There were a couple of garbage-time power plays for the Leafs with their goalie pulled, but their real man-advantage opportunity to get themselves back into the game came with nine minutes left. The best scoring chance was Pettersson ringing the iron shorthanded.

The Leafs’ special teams have not stood the test of stiff competition lately. Since the schedule turned difficult starting with the Islanders game, the Leafs have allowed six goals on 16 kills (62.5%) and they’ve scored just one goal on 13 power-play opportunities (7.7%). It’s sunk them during this 1-4-1 stretch.


10.   Overall, the Leafs were not second-best in this game at five-on-five by any means, but they did not win the goaltending battle and lost the special-teams matchup, making it awfully difficult to beat the best offense in the league. In terms of game management and the little games within the game, their starts to the first and third periods when the game was most in the balance were disappointing. Their end of the second period was a back-breaker.

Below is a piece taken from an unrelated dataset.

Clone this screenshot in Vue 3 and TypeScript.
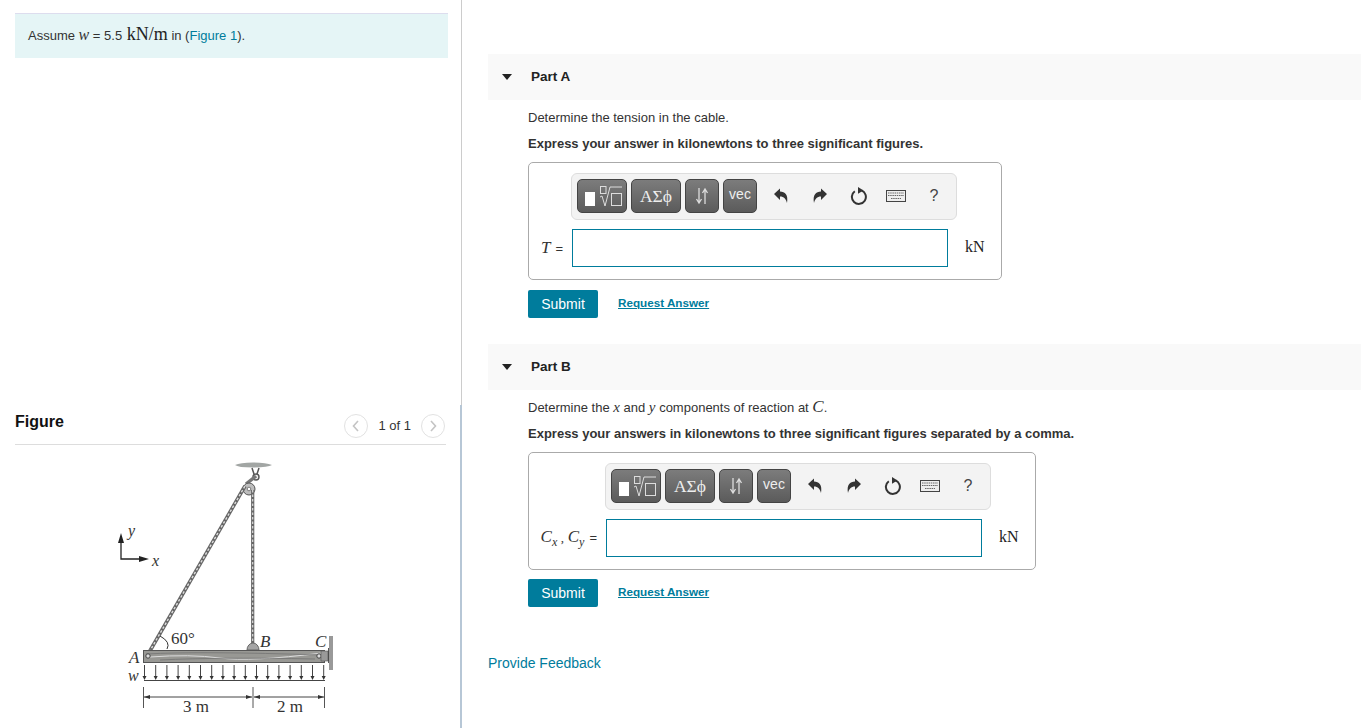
<script setup lang="ts">
interface Part {
  title: string
  answer: string
  kind: 'single' | 'pair'
}
const parts: Part[] = [
  { title: 'Part A', answer: 'Express your answer in kilonewtons to three significant figures.', kind: 'single' },
  { title: 'Part B', answer: 'Express your answers in kilonewtons to three significant figures separated by a comma.', kind: 'pair' },
]
const loads: number[] = Array.from({ length: 17 }, (_, i) => 44.5 + i * 11.2)
</script>

<template>
  <div class="page">
    <aside class="left">
      <section class="intro">
        <p class="note">
          Assume <i class="m mw">w</i> = 5.5 <span class="m big">kN/m</span> in (<a class="link">Figure 1</a>).
        </p>
      </section>
      <section class="figure">
        <header class="fig-head">
          <h2>Figure</h2>
          <div class="pager">
            <span class="circle"><svg width="10" height="12" viewBox="0 0 10 12"><path d="M7 1 2.5 6 7 11" fill="none" stroke="#c4c4c4" stroke-width="1.6" /></svg></span>
            <span class="count">1 of 1</span>
            <span class="circle"><svg width="10" height="12" viewBox="0 0 10 12"><path d="M3 1 7.500 6 3 11" fill="none" stroke="#c4c4c4" stroke-width="1.6" /></svg></span>
          </div>
        </header>
        <svg class="diagram" width="250" height="278" viewBox="0 0 250 278">
          <path d="M135 15Q140 12.500 153 12.500T172 15Q168 17.500 153 17.500T135 15Z" fill="#a2a6a4" />
          <path d="M152 18 154 24M159 18 157 24" stroke="#555" stroke-width="1.500" />
          <circle cx="156" cy="27" r="3" fill="#eee" stroke="#555" stroke-width="1.400" />
          <path d="M146 34 156 26" stroke="#777" stroke-width="3.500" />
          <circle cx="149" cy="39" r="6" fill="#bdbdbd" stroke="#555" />
          <circle cx="149" cy="39" r="1.800" fill="#fff" stroke="#555" stroke-width=".7" />
          <path d="M47 206 145 36" stroke="#666" stroke-width="3.600" />
          <path d="M47 206 145 36" stroke="#ddd" stroke-width="1.400" stroke-dasharray="2.500 2" />
          <path d="M152.700 40V197" stroke="#666" stroke-width="3.200" />
          <path d="M152.700 40V197" stroke="#ddd" stroke-width="1.200" stroke-dasharray="2.500 2" />

          <path d="M21 90V109H42" fill="none" stroke="#222" stroke-width="1.300" />
          <path d="M21 83 18 93H24ZM49 109 39 106V112Z" fill="#222" />
          <text class="fig-i" x="28" y="86">y</text>
          <text class="fig-i" x="52" y="116">x</text>

          <path d="M60 186Q71 192 67 199" fill="none" stroke="#333" />
          <text class="fig lg" x="71" y="194">60°</text>
          <path d="M147 200a6 7 0 0 1 12 0Z" fill="#a5a5a5" stroke="#666" />
          <text class="fig-i lg" x="160" y="197">B</text>
          <text class="fig-i lg" x="215" y="197">C</text>
          <text class="fig-i lg" x="29" y="213">A</text>

          <rect x="43.500" y="200.500" width="181" height="12" fill="#989894" stroke="#555" />
          <path d="M50 207Q90 204 120 208T222 203" fill="none" stroke="#ddd" />
          <path d="M46 204Q100 201 222 205M60 210Q120 207 215 209" fill="none" stroke="#6f6f6f" stroke-width=".7" />
          <circle cx="48" cy="206" r="2.200" fill="#ddd" stroke="#444" />
          <circle cx="219" cy="206" r="2.200" fill="#ddd" stroke="#444" />
          <path d="M221 201H228V211H221Z" fill="#999" stroke="#555" stroke-width=".6" />
          <path d="M229 198V213" stroke="#222" stroke-width="1.500" />
          <path d="M231 186V220" stroke="#999" stroke-width="4" />

          <text class="fig-i" x="28" y="231">w</text>
          <path d="M44 230.500H225" stroke="#444" />
          <g v-for="x in loads" :key="x">
            <path :d="`M${x} 215V227`" stroke="#444" />
            <path :d="`M${x} 230l-2-4h4Z`" fill="#333" />
          </g>
          <path d="M43.500 237V258M153 237V258M224.500 237V258" stroke="#555" />
          <path d="M44 247H152M154 247H224" stroke="#444" />
          <path d="M44 247l6-2v4ZM152 247l-6-2v4ZM154 247l6-2v4ZM224 247l-6-2v4Z" fill="#333" />
          <text class="fig lg" x="83" y="262">3 m</text>
          <text class="fig lg" x="177" y="262">2 m</text>
        </svg>
      </section>
    </aside>

    <main class="right">
      <section v-for="part in parts" :key="part.title" class="part">
        <div class="part-bar">
          <span class="tri"></span>
          <h3>{{ part.title }}</h3>
        </div>
        <div class="part-body">
          <p v-if="part.kind === 'single'" class="q">Determine the tension in the cable.</p>
          <p v-else class="q">Determine the <i class="m">x</i> and <i class="m">y</i> components of reaction at <i class="m c">C</i>.</p>
          <p class="express">{{ part.answer }}</p>
          <div class="answer" :class="part.kind">
            <div class="toolbar">
              <span class="btn b1">
                <svg width="48" height="32" viewBox="0 0 48 32">
                  <rect x="7" y="12" width="10" height="14" fill="#fff" />
                  <rect x="22.500" y="6.500" width="5.500" height="7" fill="none" stroke="#ddd" />
                  <path d="M22 17l2-1 3 10 5-19h12" fill="none" stroke="#ddd" />
                  <rect x="33.500" y="13.500" width="10" height="12" fill="none" stroke="#ddd" />
                </svg>
              </span>
              <span class="btn b1 greek">ΑΣϕ</span>
              <span class="btn b2">
                <svg width="16" height="18" viewBox="0 0 16 18">
                  <path d="M5 1V15M2.500 12 5 16 7.500 12M11 17V3M8.500 6 11 2 13.500 6" fill="none" stroke="#ddd" stroke-width="1.300" />
                </svg>
              </span>
              <span class="btn b2 vec">vec</span>
              <span class="tool t1">
                <svg width="16" height="16" viewBox="0 0 16 16"><path d="M1 6 7 .5V3.500C12 3.500 15.500 7 14 15 13 11 11 8.500 7 8.500V12Z" fill="#333" /></svg>
              </span>
              <span class="tool t2">
                <svg width="16" height="16" viewBox="0 0 16 16"><path d="M15 6 9 .5V3.500C4 3.500 .5 7 2 15 3 11 5 8.500 9 8.500V12Z" fill="#333" /></svg>
              </span>
              <span class="tool t3">
                <svg width="18" height="18" viewBox="0 0 18 18"><path d="M11.500 3.400A7 7 0 1 1 4.800 4.200" fill="none" stroke="#333" stroke-width="2" /><path d="M8 0 13.500 3.500 8 6.800Z" fill="#333" /></svg>
              </span>
              <span class="tool t4">
                <svg width="20" height="12" viewBox="0 0 20 12"><rect x=".5" y=".5" width="19" height="11" fill="#eee" stroke="#444" /><path d="M2 3h16M2 5.500h16M5 8.500h10" stroke="#666" stroke-width="1.200" stroke-dasharray="1.500 .7" /></svg>
              </span>
              <span class="tool help">?</span>
            </div>
            <div class="row">
              <span v-if="part.kind === 'single'" class="label"><i class="m">T</i><span class="eq">=</span></span>
              <span v-else class="label"><i class="m">C<sub>x</sub></i> <span class="comma">,</span> <i class="m">C<sub>y</sub></i><span class="eq">=</span></span>
              <span class="input"></span>
              <span class="unit m">kN</span>
            </div>
          </div>
          <div class="actions">
            <button type="button" class="submit">Submit</button>
            <a class="request">Request Answer</a>
          </div>
        </div>
      </section>
      <a class="feedback">Provide Feedback</a>
    </main>
  </div>
</template>

<style>
html, body { margin: 0; overflow: hidden; background: #fff; }
</style>

<style scoped>
.page {
  display: flex;
  width: 1361px;
  height: 728px;
  overflow: hidden;
  font-family: "Liberation Sans", Arial, sans-serif;
  font-size: 13px;
  color: #333;
}
.left { width: 462px; flex: none; display: flex; flex-direction: column; }
.intro {
  height: 405px;
  box-sizing: border-box;
  padding: 13px 13px 0 15px;
  border-right: 1px solid #ccc;
}
.note {
  margin: 0;
  height: 45px;
  box-sizing: border-box;
  padding: 12px 13px 0;
  line-height: 20px;
  background: #e5f5f6;
  border-top: 1px solid #dde;
  font-size: 13px;
}
.m { font-family: "Liberation Serif", "DejaVu Serif", serif; line-height: 0; }
.mw { font-size: 16px; }
.big { font-size: 18px; color: #222; margin-left: 1px; }
.link { color: #007c9c; }
.figure {
  flex: 1;
  min-height: 0;
  padding: 0 14px 0 15px;
  border-right: 2px solid #b7c7d6;
  overflow: hidden;
}
.fig-head {
  height: 40px;
  box-sizing: border-box;
  border-bottom: 1px solid #ddd;
  display: flex;
  justify-content: space-between;
  align-items: center;
}
.fig-head h2 { margin: -6px 0 0; font-size: 16px; font-weight: bold; color: #111; }
.pager { display: flex; align-items: center; gap: 10px; margin: 2px 1px 0 0; }
.circle {
  width: 24px;
  height: 24px;
  box-sizing: border-box;
  border: 1px solid #e2e2e2;
  border-radius: 50%;
  display: flex;
  align-items: center;
  justify-content: center;
}
.count { font-size: 13px; }
.diagram { display: block; margin: 5px 0 0 85px; }
.fig { font: 16px "Liberation Serif", serif; fill: #333; }
.fig-i { font: italic 16px "Liberation Serif", serif; fill: #333; }
.lg { font-size: 17px; }

.right { flex: 1; min-width: 0; padding: 54px 0 0 26px; }
.part { height: 290px; }
.part-bar {
  height: 46px;
  background: #f9f9f9;
  display: flex;
  align-items: center;
}
.tri {
  margin-left: 14px;
  border-left: 5px solid transparent;
  border-right: 5px solid transparent;
  border-top: 6px solid #222;
}
.part-bar h3 { margin: -1px 0 0 19px; font-size: 13.500px; font-weight: bold; color: #222; }
.part-body { padding: 0 0 0 40px; }
.q { margin: 0; padding-top: 9px; line-height: 18px; font-size: 13px; }
.q .m { font-size: 15px; }
.q .c { font-size: 17px; }
.express { margin: 8px 0 0; line-height: 18px; font-size: 13px; font-weight: bold; }
.answer {
  margin-top: 9px;
  width: 474px;
  height: 118px;
  box-sizing: border-box;
  border: 1px solid #aaa;
  border-radius: 5px;
  padding: 10px 0 0 43px;
}
.answer.pair { width: 508px; padding-left: 77px; }
.toolbar {
  width: 386px;
  height: 47px;
  box-sizing: border-box;
  margin-left: -1px;
  padding: 5px 0 0 5px;
  background: #f3f3f3;
  border: 1px solid #ddd;
  border-radius: 6px;
  display: flex;
  gap: 4px;
}
.btn {
  height: 34px;
  box-sizing: border-box;
  border: 1px solid #444;
  border-radius: 5px;
  background: linear-gradient(#7c7c7c, #5b5b5b);
  color: #eee;
  display: flex;
  align-items: center;
  justify-content: center;
}
.b1 { width: 50px; }
.b2 { width: 34px; }
.greek { font: 17.500px "Liberation Serif", serif; }
.vec { font-size: 14px; padding-bottom: 4px; }
.tool {
  height: 34px;
  display: flex;
  align-items: center;
  justify-content: center;
  width: 20px;
  flex: none;
}
.t1 { margin-left: 10px; }
.t2 { margin-left: 15px; }
.t3 { margin-left: 15px; }
.t4 { margin-left: 13px; }
.help { margin-left: 14px; font-size: 16px; color: #444; }
.row { display: flex; align-items: center; margin-top: 9px; position: relative; }
.label {
  position: absolute;
  right: 100%;
  margin-right: 9px;
  text-align: right;
  white-space: nowrap;
  font-size: 13px;
}
.label .m { font-size: 17px; }
.label sub { font-size: 12px; line-height: 0; }
.comma { font-family: "Liberation Serif", serif; }
.eq { margin-left: 5px; }
.input {
  width: 376px;
  height: 38px;
  box-sizing: border-box;
  border: 1px solid #007c9c;
  background: #fff;
}
.unit { margin-left: 17px; font-size: 16px; color: #222; margin-top: -3px; }
.actions { display: flex; align-items: center; margin-top: 10px; gap: 20px; }
.pair + .actions { margin-top: 9px; }
.submit {
  width: 70px;
  height: 28px;
  border: none;
  border-radius: 2px;
  padding: 0;
  background: #007c9c;
  color: #fff;
  font: 14px "Liberation Sans", Arial, sans-serif;
}
.request {
  margin-top: -3px;
  font-size: 11.700px;
  font-weight: bold;
  color: #007c9c;
  text-decoration: underline;
}
.feedback { display: block; margin-top: 21px; font-size: 14px; color: #007c9c; }
</style>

The Leafs are struggling to find answers on the blue line right now outside of the dependability of Rielly and McCabe (and, for the most part, Benoit in a lesser role). They are working through issues related to the relative inexperience among their left-wing forward options (plus Bertuzzi’s snakebitten-ness), and they still haven’t figured out their third line. A 27th-ranked PK on top of their five-on-five warts defensively is going to make them especially unserious as contenders. They have been lit up by the higher-end power plays for most of the season.

No doubt, an additional defenseman who can handle tough minutes, move the puck, and kill penalties (a Tanev type) would help a great deal. So would a veteran LWer who can be dependable defensively, chip in offensively, and take a competent shift shorthanded. But the coaching staff has to get the special teams trending toward more competent territory in the meantime. It remains to be seen if help is coming.